━━━━━ Provided data
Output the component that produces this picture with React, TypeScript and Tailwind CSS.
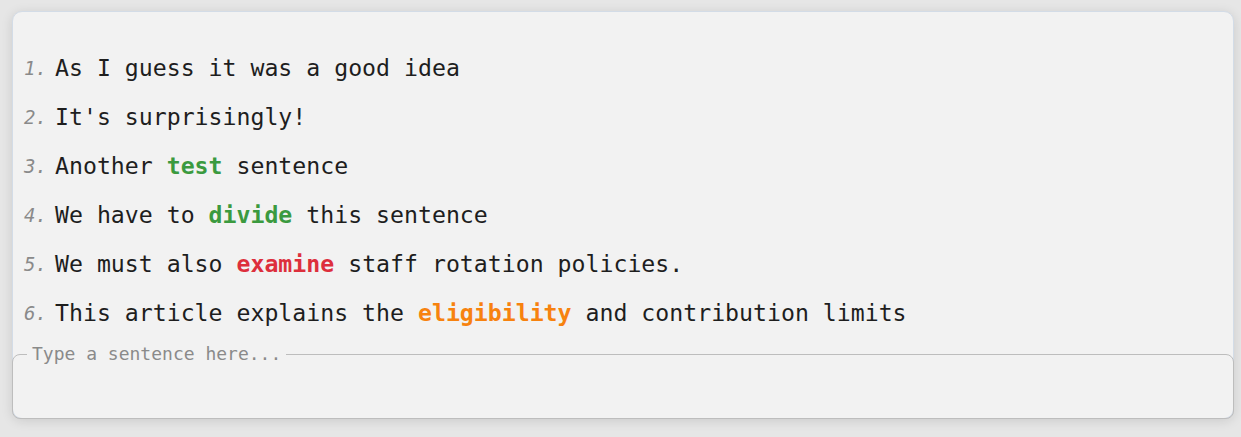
import React from 'react';

type Part = { text: string; tone?: 'green' | 'red' | 'orange' };

const SENTENCES: Part[][] = [
  [{ text: 'As I guess it was a good idea' }],
  [{ text: "It's surprisingly!" }],
  [{ text: 'Another ' }, { text: 'test', tone: 'green' }, { text: ' sentence' }],
  [{ text: 'We have to ' }, { text: 'divide', tone: 'green' }, { text: ' this sentence' }],
  [{ text: 'We must also ' }, { text: 'examine', tone: 'red' }, { text: ' staff rotation policies.' }],
  [
    { text: 'This article explains the ' },
    { text: 'eligibility', tone: 'orange' },
    { text: ' and contribution limits' },
  ],
];

const TONE_CLASS = {
  green: 'font-bold text-[#3b9a3f]',
  red: 'font-bold text-[#dd2f3c]',
  orange: 'font-bold text-[#f7820f]',
};

const mono = "font-['DejaVu_Sans_Mono','Liberation_Mono',monospace]";

export default function App() {
  return (
    <div className="h-[437px] w-[1241px] bg-[#e6e6e6] pt-[11px]">
      <div className="ml-[12px] w-[1222px] rounded-[10px] border border-[#d3dce7] bg-[#f2f2f2] shadow-[0_2px_12px_rgba(0,0,0,0.12)]">
        {/* Sentence list */}
        <ol className={`${mono} pt-[32px]`}>
          {SENTENCES.map((parts, i) => (
            <li key={i} className="flex h-[49px] items-center pl-[11px]">
              <span className="w-[31px] text-[19px] italic text-[#8a8a8a]">{i + 1}.</span>
              <span className="whitespace-pre text-[23.2px] text-[#1e1e1e]">
                {parts.map((p, j) => (
                  <span key={j} className={p.tone ? TONE_CLASS[p.tone] : ''}>
                    {p.text}
                  </span>
                ))}
              </span>
            </li>
          ))}
        </ol>

        {/* Input box */}
        <fieldset className="-mx-px -mb-px mt-[5px] h-[76px] rounded-[8px] border border-[#bdbdbd] px-[14px]">
          <legend className={`${mono} px-[5px] text-[18px] leading-[22px] text-[#8a8a8a]`}>
            Type a sentence here...
          </legend>
        </fieldset>
      </div>
    </div>
  );
}
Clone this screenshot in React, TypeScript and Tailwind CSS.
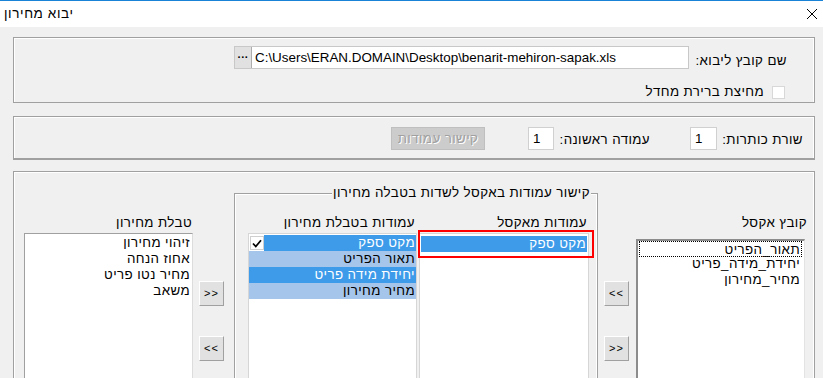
import React from "react";

const Btn = ({ children }: { children: React.ReactNode }) => (
  <div
    dir="ltr"
    className="w-[25px] h-[25px] bg-[#e1e1e1] border border-t-white border-l-white border-r-[#a0a0a0] border-b-[#a0a0a0] flex items-center justify-center text-[11px] leading-none text-black tracking-[1px]"
  >
    {children}
  </div>
);

const Label = ({ children, className = "" }: { children: React.ReactNode; className?: string }) => (
  <div className={"h-[16px] leading-[16px] whitespace-nowrap " + className}>{children}</div>
);

const Row = ({ children, className = "" }: { children: React.ReactNode; className?: string }) => (
  <div className={"h-[16px] leading-[16px] whitespace-nowrap pr-[1px] " + className}>{children}</div>
);

export default function App() {
  return (
    <div
      dir="rtl"
      className="w-[823px] h-[378px] overflow-hidden bg-[#f0f0f0] font-[Liberation_Sans,Arial,sans-serif] text-[13.33px] tracking-[0.4px] text-black"
    >
      {/* Title bar */}
      <div dir="ltr" className="h-[27px] bg-white border-t border-[#1883d7] flex items-center justify-between pl-[4px] pr-[5px]">
        <span dir="rtl" className="text-[13.5px] leading-[16px] tracking-[0.6px] text-black">יבוא מחירון</span>
        <svg width="12" height="12" viewBox="0 0 12 12">
          <path d="M1 1 L11 11 M11 1 L1 11" stroke="#000" strokeWidth="1" fill="none" />
        </svg>
      </div>

      <div className="pt-[10px] pl-[13px] pr-[8px] flex flex-col">
        {/* Panel 1 */}
        <div className="h-[66px] border border-[#a0a0a0] shadow-[inset_1px_1px_0_#fff,inset_-1px_0_0_#fff] flex flex-col">
          <div className="flex items-start pt-[8px] pr-[27px]">
            <Label className="w-[98px] mt-[7px]">שם קובץ ליבוא:</Label>
            <div dir="ltr" className="w-[455px] h-[23px] bg-white border border-[#c8c8c8] flex items-stretch tracking-normal">
              <div className="w-[17px] bg-[#e1e1e1] border-r border-[#adadad] flex items-center justify-center text-[11px] leading-none font-bold">
                ···
              </div>
              <div className="pl-[3px] leading-[21px] whitespace-nowrap text-[13.4px]">
                C:\Users\ERAN.DOMAIN\Desktop\benarit-mehiron-sapak.xls
              </div>
            </div>
          </div>
          <div className="flex items-center mt-[15px] pr-[29px]">
            <div className="w-[13px] h-[13px] bg-white border border-[#d8d8d8]" />
            <Label className="mr-[8px]">מחיצת ברירת מחדל</Label>
          </div>
        </div>

        {/* Panel 2 */}
        <div className="mt-[13px] h-[44px] border border-[#a0a0a0] border-b-2 shadow-[inset_1px_1px_0_#fff,inset_-1px_0_0_#fff] flex items-start pr-[11px]">
          <Label className="w-[86px] mt-[15px]">שורת כותרות:</Label>
          <div className="w-[27px] h-[23px] mt-[10px] bg-white border border-[#d0d0d0] flex items-center justify-end pl-[4px] leading-none">1</div>
          <Label className="w-[96px] mr-[40px] mt-[15px]">עמודה ראשונה:</Label>
          <div className="w-[26px] h-[23px] mt-[10px] bg-white border border-[#d0d0d0] flex items-center justify-end pl-[4px] leading-none">1</div>
          <div className="w-[94px] h-[23px] mt-[10px] mr-[43px] bg-[#cccccc] border border-[#bfbfbf] flex items-center justify-center text-[#a0a0a0] [text-shadow:1px_1px_0_#fff] leading-none">
            קישור עמודות
          </div>
        </div>

        {/* Panel 3 */}
        <div className="mt-[11px] h-[230px] border border-[#a0a0a0] shadow-[inset_1px_1px_0_#fff,inset_-1px_0_0_#fff] flex items-start pr-[9px]">
          {/* Excel file column */}
          <div className="mt-[43px] flex flex-col w-[169px]">
            <Label className="-mr-[2px]">קובץ אקסל</Label>
            <div className="mt-[8px] h-[160px] bg-white border-t-2 border-l-2 border-t-[#8c8c8c] border-l-[#8c8c8c] border-r border-b border-r-[#e3e3e3] border-b-[#e3e3e3] pr-[2px] pl-[1px]">
              <Row className="border border-dotted border-black pr-[1px]">תאור_הפריט</Row>
              <Row className="pr-[2px] -mt-[1px]">יחידת_מידה_פריט</Row>
              <Row className="pr-[2px]">מחיר_מחירון</Row>
            </div>
          </div>

          {/* Buttons right */}
          <div className="mt-[109px] mr-[7px] flex flex-col gap-[30px]">
            <Btn>&lt;&lt;</Btn>
            <Btn>&gt;&gt;</Btn>
          </div>

          {/* Group box */}
          <div className="relative mt-[21px] mr-[6px] w-[364px] h-[200px] border border-[#a0a0a0] shadow-[inset_1px_1px_0_#fff,inset_-1px_0_0_#fff] flex items-start pt-[21px] pr-[8px]">
            <div className="absolute -top-[9px] right-[6px] px-[1px] bg-[#f0f0f0] h-[16px] leading-[16px] whitespace-nowrap">
              קישור עמודות באקסל לשדות בטבלה מחירון
            </div>

            {/* Excel columns */}
            <div className="flex flex-col w-[170px]">
              <Label className="pr-[2px]">עמודות מאקסל</Label>
              <div className="mt-[2px] h-[160px] bg-white border border-[#d6d6d6] pt-[2px] px-[1px]">
                <Row className="bg-[#3d9bea] text-white">מקט ספק</Row>
              </div>
            </div>

            {/* Table columns */}
            <div className="flex flex-col w-[169px] mr-[2px]">
              <Label className="pr-[2px]">עמודות בטבלת מחירון</Label>
              <div className="mt-[2px] h-[160px] bg-white border border-[#d6d6d6] pt-[1px]">
                <div className="flex h-[16px]">
                  <Row className="flex-1 bg-[#3d9bea] text-white">מקט ספק</Row>
                  <div className="w-[15px] h-[16px] flex items-center justify-center">
                    <div className="w-[14px] h-[14px] border border-[#cfcfcf] bg-white flex items-center justify-center">
                      <svg width="10" height="9" viewBox="0 0 10 9">
                        <path d="M1 4.5 L3.8 7.5 L9 1.2" stroke="#000" strokeWidth="1.8" fill="none" />
                      </svg>
                    </div>
                  </div>
                </div>
                <Row className="bg-[#a6c5ea]">תאור הפריט</Row>
                <Row className="bg-[#3d9bea] text-white">יחידת מידה פריט</Row>
                <Row className="bg-[#a6c5ea]">מחיר מחירון</Row>
              </div>
            </div>

            {/* Red highlight */}
            <div className="absolute left-[183px] top-[36px] w-[176px] h-[28px] border-2 border-[#ff0000]" />
          </div>

          {/* Buttons left */}
          <div className="mt-[109px] mr-[10px] flex flex-col gap-[30px]">
            <Btn>&gt;&gt;</Btn>
            <Btn>&lt;&lt;</Btn>
          </div>

          {/* Pricelist table column */}
          <div className="mt-[43px] mr-[6px] flex flex-col w-[169px]">
            <Label className="pr-[1px]">טבלת מחירון</Label>
            <div className="mt-[2px] h-[160px] bg-white border border-l-[#a0a0a0] border-t-[#a0a0a0] border-r-[#dcdcdc] border-b-[#dcdcdc] pt-[1px] pr-[1px]">
              <Row>זיהוי מחירון</Row>
              <Row>אחוז הנחה</Row>
              <Row>מחיר נטו פריט</Row>
              <Row>משאב</Row>
            </div>
          </div>
        </div>
      </div>
    </div>
  );
}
━━━━━━━━━━
## Task goal
Above are the records. Identify each line that contains the word "Tailwind".

## Solved exercise
Output the component that produces this picture with React, TypeScript and Tailwind CSS.
Clone this screenshot in React, TypeScript and Tailwind CSS.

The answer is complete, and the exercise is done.